Markus Thielen, founder of 10x Research, noted that while the Fed’s primary focus would be mitigating economic risks, such a large cut may signal deeper worries to markets. Thielen also highlighted that despite a 29% probability of the 50 basis point cut, many believe the Fed is behind the curve after missing labour market weakness in July. His view aligns with traditional market experts, who caution that liquidity-driven markets may expect more aggressive cuts from the Fed. Macro trader Craig Shapiro expressed that risk assets will likely correct lower until the Fed delivers bigger reductions, despite the current economic data showing slow but steady growth.
Historical data shows that the start of a rate-cutting cycle, regardless of the size of the initial cut, does not always lead to a positive impact on asset prices. Bitcoin’s price has risen significantly since January 2023, partly driven by expectations of Fed easing.

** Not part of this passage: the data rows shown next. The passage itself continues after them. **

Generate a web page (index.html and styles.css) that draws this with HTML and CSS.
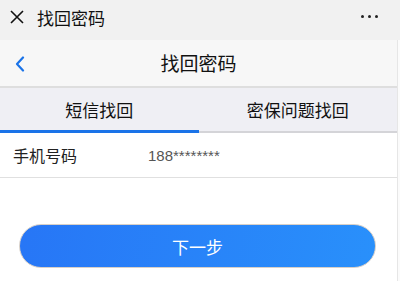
FILE: index.html
```html
<!DOCTYPE html>
<html lang="zh">
<head>
<meta charset="utf-8">
<link rel="stylesheet" href="styles.css">
</head>
<body>
<div class="topbar">
  <svg class="close" width="14" height="14" viewBox="0 0 14 14"><path d="M1 1L13 13M13 1L1 13" stroke="#111" stroke-width="1.6" fill="none"/></svg>
  <span class="top-title">找回密码</span>
  <span class="dots"><i></i><i></i><i></i></span>
</div>
<div class="page">
  <div class="navbar">
    <svg class="back" width="10" height="16" viewBox="0 0 10 16"><path d="M8 1.5L2 8L8 14.5" stroke="#1a73e8" stroke-width="2.2" fill="none" stroke-linecap="round" stroke-linejoin="round"/></svg>
    <span class="nav-title">找回密码</span>
  </div>
  <div class="tabs">
    <div class="tab active">短信找回</div>
    <div class="tab">密保问题找回</div>
  </div>
  <div class="row">
    <span class="label">手机号码</span>
    <span class="value">188********</span>
  </div>
  <div class="actions">
    <button class="next">下一步</button>
  </div>
</div>
</body>
</html>
```

FILE: styles.css
```css
* { box-sizing: border-box; }
html, body { margin: 0; padding: 0; }
body {
  width: 400px;
  height: 281px;
  overflow: hidden;
  background: #fbfbfb;
  font-family: "Noto Sans CJK SC", "Noto Sans", sans-serif;
  color: #111;
}
.topbar {
  height: 40px;
  background: #f1f1f1;
  display: flex;
  align-items: center;
  padding-left: 10px;
  padding-right: 22px;
}
.close { flex: none; margin-top: -6px; }
.top-title {
  font-size: 17px;
  margin-left: 13px;
  margin-top: -6px;
  flex: 1;
}
.dots { display: flex; gap: 4px; margin-top: -8px; }
.dots i { width: 3px; height: 3px; border-radius: 50%; background: #222; display: block; }
.page {
  width: 398px;
  border-right: 1px solid #e6e6e6;
  background: #fff;
  height: 241px;
}
.navbar {
  height: 48px;
  background: #f7f7f7;
  position: relative;
  display: flex;
  align-items: center;
  justify-content: center;
  border-bottom: 2px solid #dedede;
}
.back { position: absolute; left: 15px; top: 16px; }
.nav-title { font-size: 19px; margin-top: -2px; }
.tabs {
  display: flex;
  height: 45px;
  background: #efeff4;
  border-bottom: 2px solid #d4d4d8;
}
.tab {
  flex: 1;
  display: flex;
  align-items: center;
  justify-content: center;
  font-size: 17px;
  padding-top: 0;
  margin-bottom: -2px;
  border-bottom: 3px solid transparent;
}
.tab.active { border-bottom-color: #1a73e8; }
.row {
  height: 45px;
  display: flex;
  align-items: center;
  padding-left: 13px;
  border-bottom: 1px solid #e0e0e0;
  font-size: 16px;
}
.label { width: 135px; color: #222; }
.value { color: #555; font-size: 15px; font-family: "Liberation Sans", "Noto Sans CJK SC", sans-serif; }
.actions { padding: 46px 22px 0 19px; }
.next {
  width: 357px;
  height: 44px;
  border-radius: 22px;
  border: 1px solid #d8d0c8;
  background: linear-gradient(100deg, #2776f6, #2990fb);
  color: #fff;
  font-family: "Noto Sans CJK SC", sans-serif;
  font-size: 17px;
  display: block;
  padding: 0;
}
```
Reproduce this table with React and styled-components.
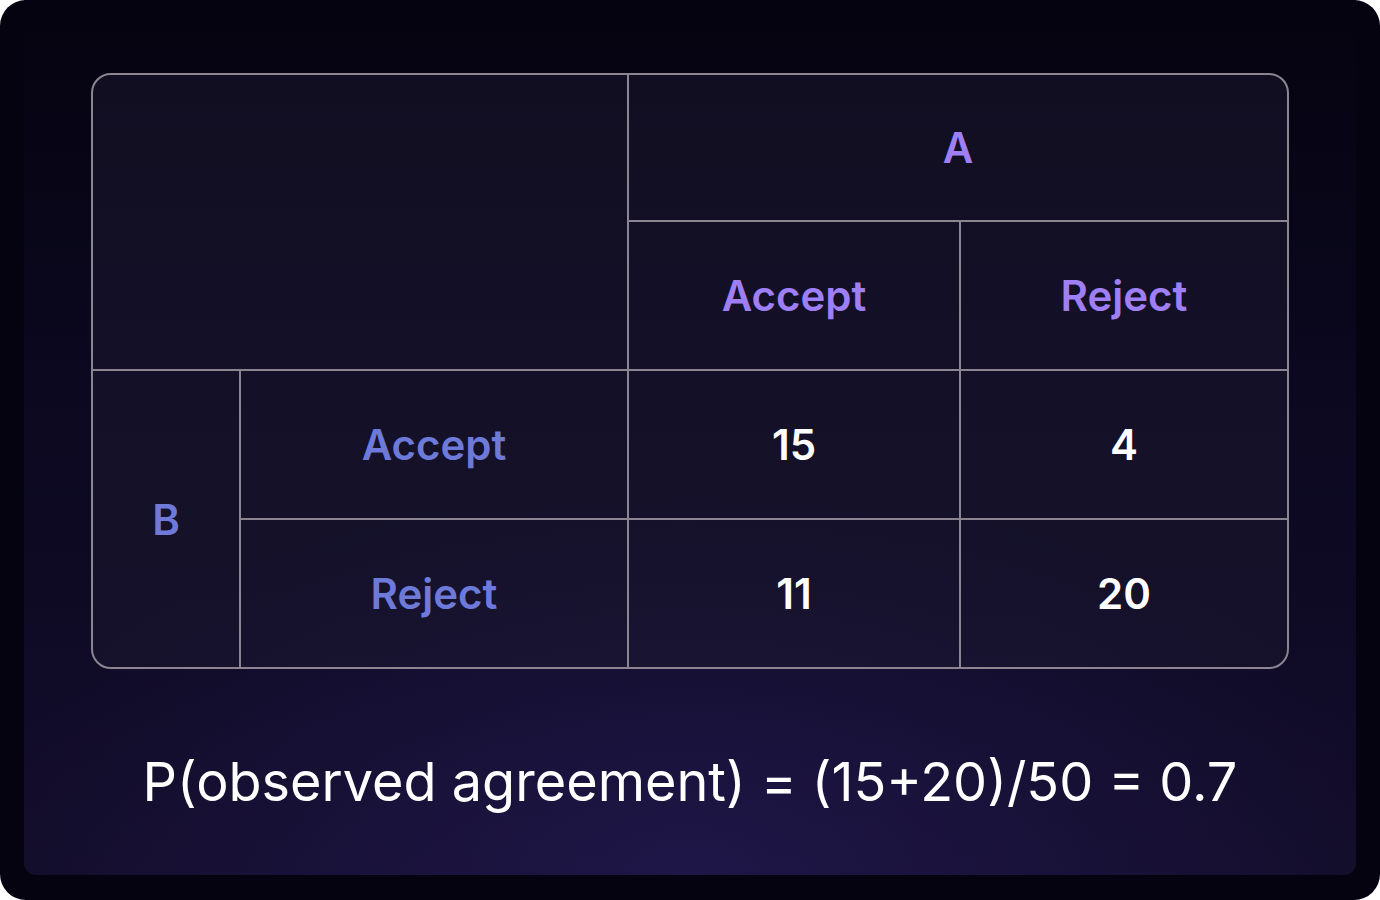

This raises the question of whether the upcoming rate cut has already been priced into bitcoin’s recent uptrend, potentially limiting further upside in the event of a cut.

🧑⚖️ Is Bitcoin Safe and Legal?
Is Bitcoin safe and legal? For anyone starting out with Bitcoin, choosing the right wallet is key to ensuring security. Bitcoin wallets come in different forms, each offering varying levels of control and protection. A full client gives users complete control over their transactions but is more complex and suited for advanced users. A lightweight client offers a middle ground, storing the user's bitcoins while relying on a third-party server to handle transactions. A web client, on the other hand, entrusts all control to a third party, making it easier to use but less secure.
Wallet technology comes in five main types: desktop, mobile, web, paper, and hardware wallets. Each has its own set of pros and cons when it comes to convenience and security. While Bitcoin itself is secure when used responsibly, its legality depends on local laws, so it’s important to be aware of regulations in your country before using or investing in Bitcoin.